Note that Arja's sister Eija is not the same Eija Koriseva who is professor of mathematics at the University of Helsinki.
In 1983 Arja was admitted to the Central Finland Conservatory to study singing.
In the summer of 1984 Arja was a Lions Club scholarship student in Wilmar near Minneapolis in the USA. She returned after three years for a summer with the same family. She says of this time:
"The family was quite wonderful and treated me like their own daughter. The father acted as teacher in the agricultural school and farmed maize. On the second visit I already had a driving licence and got the use of an old pick-up. I woke up early in the morning, put on a long-sleeved shirt and drove to the edge of the field to gather corncobs. In the field I prepared and packed them in dozens in cartons, then I had a shower and drove the corncobs to the shops. I could keep the money from the sales." (Nyman, p 54)
This is a very appropriate job for a future tango star, as the classic tango El Choclo, written by Ángel Villoldo in 1903, means "the corncob". Meanwhile Kastanja became the backing group for Marjo-Riitta Nieminen, who sings under the stage name Marjorie.
In 1985 Arja enrolled in the Hämeenlinna teacher training college and qualified in 1989, specialising in Finnish language and PE.
In the spring of 1989, with the encouragement of her mother, Arja entered for the Tangomarkkinat tango singing competition. She engaged a new orchestra, Fortuna, and began to rehearse the tangos Kultaiset korvarenkaat and Vie meidät rakkauteen. These are not in fact Finnish tangos: the first is Golden Earrings, composed by Victor Young and the theme song of the film of the same name, the second is Tango d´Amour, by Leo Leandros.
After passing the preliminary heats, she did not apply for a permanent teaching post, but did apply for a temporary post in case she was not successful at the Tangomarkkinat finals.
But, dressed in a stage gown made by her sister Eija, she became Tango Queen at her first attempt and turned the Tangomarkkinat from a local festival to an event of national importance. The Tangomarkkinat organisers tried to get her to adopt the stage name Arja Karen, as koriseva means "wheezing" in Finnish.

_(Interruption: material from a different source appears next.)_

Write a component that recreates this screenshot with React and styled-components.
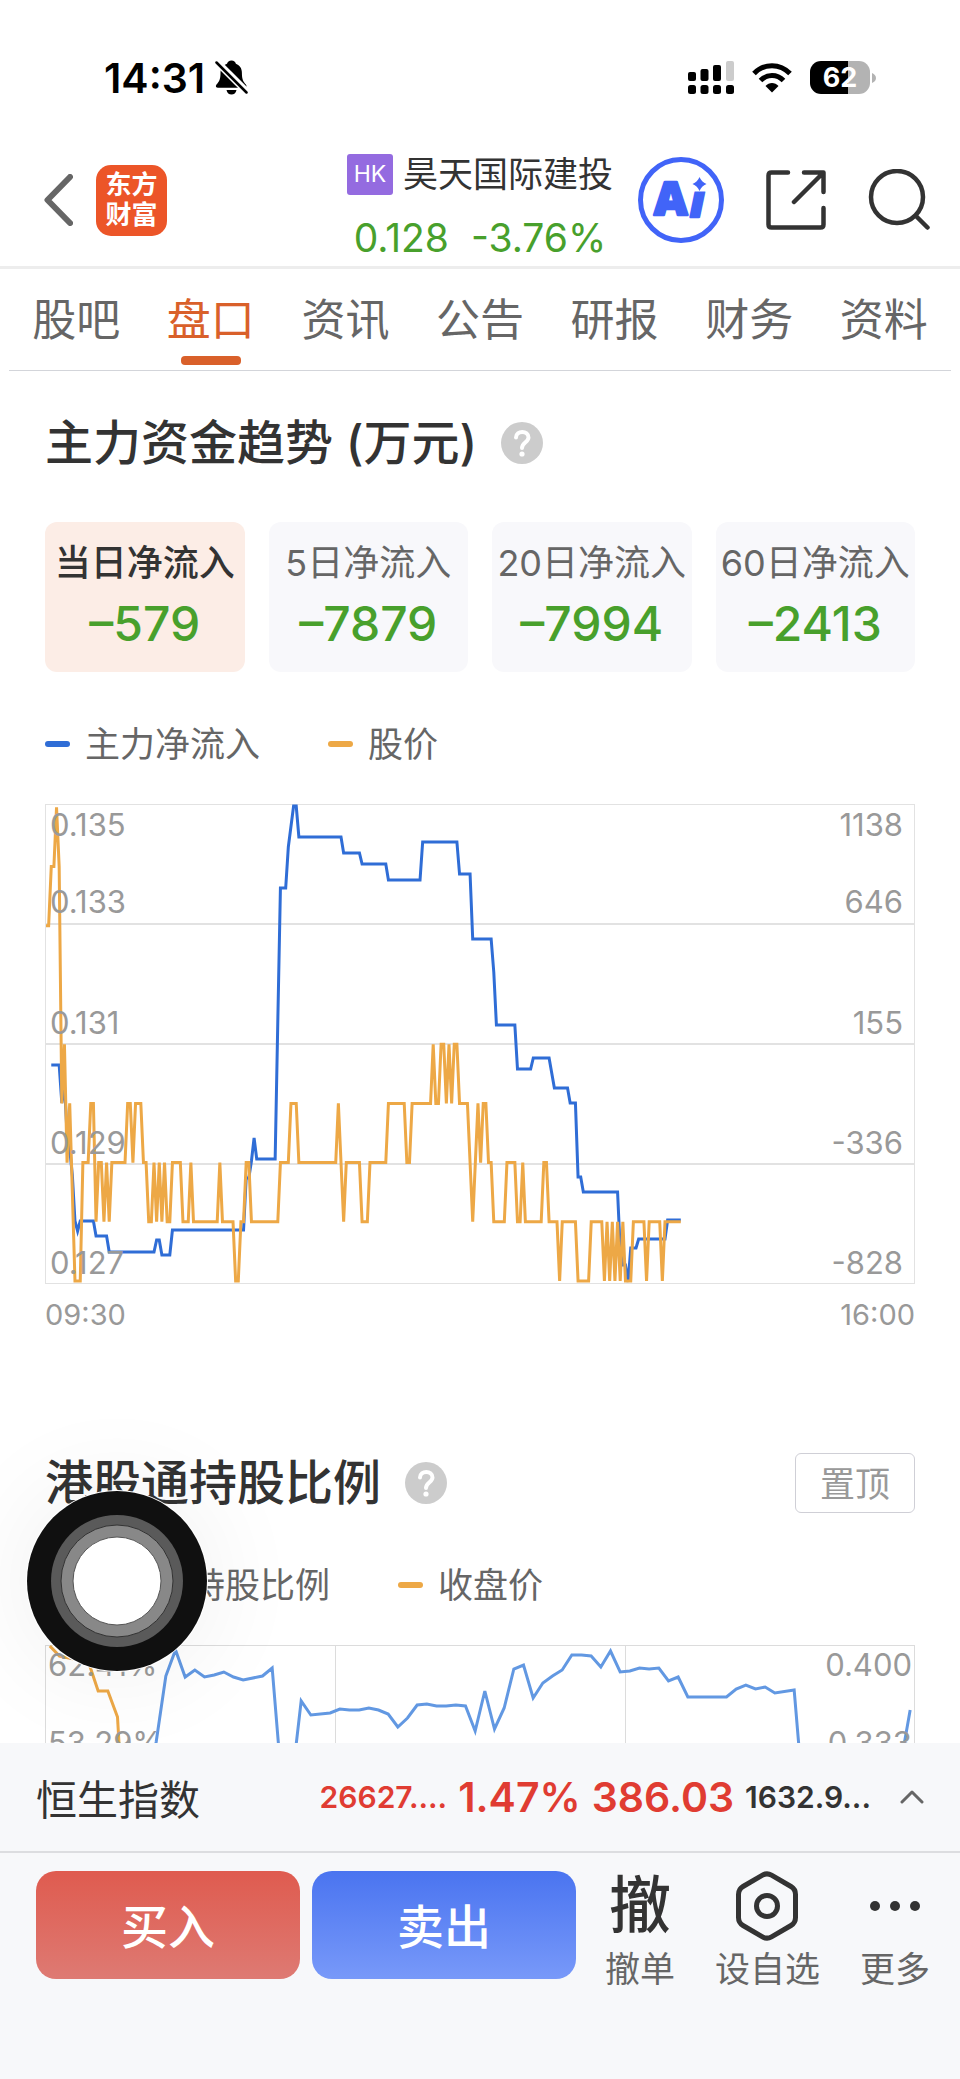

Since then she has recorded 15 albums (up to September 2007), and appeared in concerts and at dance halls all over Finland, as well as Canada, Australia, Switzerland, Jordan, and the UK. She has sung sacred music in church concerts, and appeared with Belgian superstar Helmut Lotti. She appears frequently on Finnish TV: she has guested on the musical game show BumtsiBum! several times; she and Joel Hallikainen presented the musical game show Jos sais kerran in 2002-2003; and she was the heroine in the children's programme Hilarius and Loru-Liisa, with a giant mouse. She was the Finnish voice of Pocahontas in the animated film and TV series of that name. She has appeared in the soap opera Prince of Pop and in Ready Steady Cook. She has returned to the Tangomarkkinat several times as judge, and presented it in 1991, 1994, and 2004. The spectacular Eyes of an Angel concert of 1999 was broadcast on national TV. She has attempted four times to represent Finland at the Eurovision Song Contest (1991, 1992, 1993, 2004), but has never been selected.
She has also appeared on stage: she was Liza in "My Fair Lady" and Maria in "Sound of Music". The run of the latter had to be cut short because Arja was 8 months pregnant: it made no difference to the story.
Arja met her future husband Juha-Pekka Karmala in 1985, when they were both studying at Hämeenlinna college. At the time they were both going out with other people, and they did not get together until Juha-Pekka moved to Jyväskylä to study special needs teaching. They were engaged in 1993 and married on 20 July 1996. Their children are: Patrik (born 5 August 1995), Karla Sol Angel (born 20 July 2001 in Colombia, adopted), and Verna Luna Gunilla (born 8 November 2006). The pair are very protective of their children's privacy, and never talk about them to the papers or allow their photographs to be published.
Arja is a modern made-up Finnish name. It first appears in Eino Leino´s poem Arja and Selinä of 1916; but the Arja in the poem is a boy. The Finns soon decided that Arja was more suitable as a girl's name. The -a ending is of no significance: the Finnish language has no genders, not even for people. There is a Russian name, variously transliterated as Arija, Arja, and Ara, which is a variant of Ariadne. Arja was most popular as a girl's name between 1940 and 1965. Other famous Arjas from this period are Arja Saijonmaa (b. 1944), Arja Havakka (b. 1944), and Arja Sipola (b. 1956).